“The LORD is compassionate and merciful, slow to get angry and filled with unfailing love.”

uncle Elmo would drive me clear across town for jr. high youth group every week when I lived with him for some time. he loved me deeply and was always extending his energy and goodness for my sake… so lost in my teen years at one point when I lived in Big Bear, he stayed on the phone with me, reassuring me that he was there for me no matter what, not to give up on life. hands down, he was my favorite. when I came home one night at 16 from partying with the skater boys, I walked in and heard uncle Elmo had died that day of an asthma attack. that’s the day I stopped talking to God. I couldn’t grasp it and since it made no sense, I stayed angry at God. 4 years later, I was driving with my friend  on the highway. as we started on the loop to switch freeways, a car moving from the 91W to the 15S (the highest point at the interchange) came flying over the edge, smacking down on the 91E – right in front of us. seeing the man, with his face half missing, laying there – in pure desperation – after 4 years, i called out for God & prayed.

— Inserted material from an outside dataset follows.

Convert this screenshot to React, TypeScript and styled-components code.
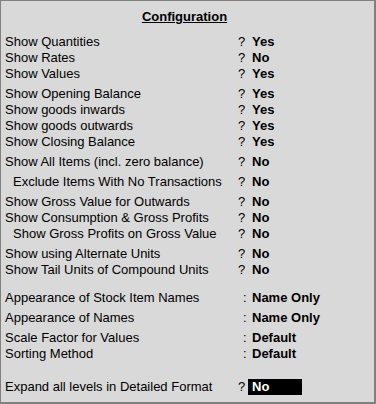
import React from "react";
import styled, { createGlobalStyle } from "styled-components";

const Global = createGlobalStyle`
  html, body { margin: 0; padding: 0; background: #d9d9d9; }
  * { box-sizing: border-box; }
`;

const Panel = styled.div`
  width: 376px;
  height: 404px;
  background: #d9d9d9;
  border-style: solid;
  border-color: #808080;
  border-width: 1px 2px 2px 1px;
  padding: 8px 0 0 4px;
  font-family: "Liberation Sans", Arial, sans-serif;
  font-size: 13px;
  line-height: 16px;
  color: #000;
  display: flex;
  flex-direction: column;
`;

const Title = styled.div`
  text-align: center;
  font-weight: bold;
  text-decoration: underline;
  padding-right: 10px;
  margin-bottom: 9px;
`;

const Row = styled.div<{ $gap: number }>`
  display: grid;
  grid-template-columns: 233px 10px 1fr;
  height: 16px;
  margin-top: ${(p) => p.$gap}px;
  white-space: nowrap;
`;

const Label = styled.span<{ $indent: boolean }>`
  padding-left: ${(p) => (p.$indent ? 8 : 0)}px;
`;

const Marker = styled.span<{ $colon: boolean }>`
  padding-left: ${(p) => (p.$colon ? 5 : 0)}px;
`;

const Value = styled.span<{ $active: boolean }>`
  font-weight: bold;
  padding-left: 4px;
  width: 54px;
  background: ${(p) => (p.$active ? "#000" : "transparent")};
  color: ${(p) => (p.$active ? "#fff" : "#000")};
`;

type Item = {
  label: string;
  value: string;
  gap?: number;
  indent?: boolean;
  colon?: boolean;
  active?: boolean;
};

const items: Item[] = [
  { label: "Show Quantities", value: "Yes" },
  { label: "Show Rates", value: "No" },
  { label: "Show Values", value: "Yes" },
  { label: "Show Opening Balance", value: "Yes", gap: 4 },
  { label: "Show goods inwards", value: "Yes" },
  { label: "Show goods outwards", value: "Yes" },
  { label: "Show Closing Balance", value: "Yes" },
  { label: "Show All Items (incl. zero balance)", value: "No", gap: 4 },
  { label: "Exclude Items With No Transactions", value: "No", gap: 4, indent: true },
  { label: "Show Gross Value for Outwards", value: "No", gap: 4 },
  { label: "Show Consumption & Gross Profits", value: "No" },
  { label: "Show Gross Profits on Gross Value", value: "No", indent: true },
  { label: "Show using Alternate Units", value: "No", gap: 4 },
  { label: "Show Tail Units of Compound Units", value: "No" },
  { label: "Appearance of Stock Item Names", value: "Name Only", gap: 12, colon: true },
  { label: "Appearance of Names", value: "Name Only", gap: 4, colon: true },
  { label: "Scale Factor for Values", value: "Default", gap: 4, colon: true },
  { label: "Sorting Method", value: "Default", colon: true },
  { label: "Expand all levels in Detailed Format", value: "No", gap: 17, active: true },
];

export default function App() {
  return (
    <>
      <Global />
      <Panel>
        <Title>Configuration</Title>
        {items.map((it) => (
          <Row key={it.label} $gap={it.gap ?? 0}>
            <Label $indent={!!it.indent}>{it.label}</Label>
            <Marker $colon={!!it.colon}>{it.colon ? ":" : "?"}</Marker>
            <Value $active={!!it.active}>{it.value}</Value>
          </Row>
        ))}
      </Panel>
    </>
  );
}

there have been many walks with Jesus through the years… when I spit in His face with anger & walked away from Him… when I walked (short-winded) with Him, only when I was completely and helplessly hopeless… when i made the decision to love another before Him and ran from Him… and when I walked with Him daily – needing Him, His Grace & Mercy, loving Him, sharing my heart with Him, praising Him, learning life from Him, standing in awe of Him, desiring to draw closer to Him day by day.

grateful for all parts of my journey thus far, to have lived it and to now share it. grateful for the views on the walk of the present. grateful to God for loving and pursuing me endlessly.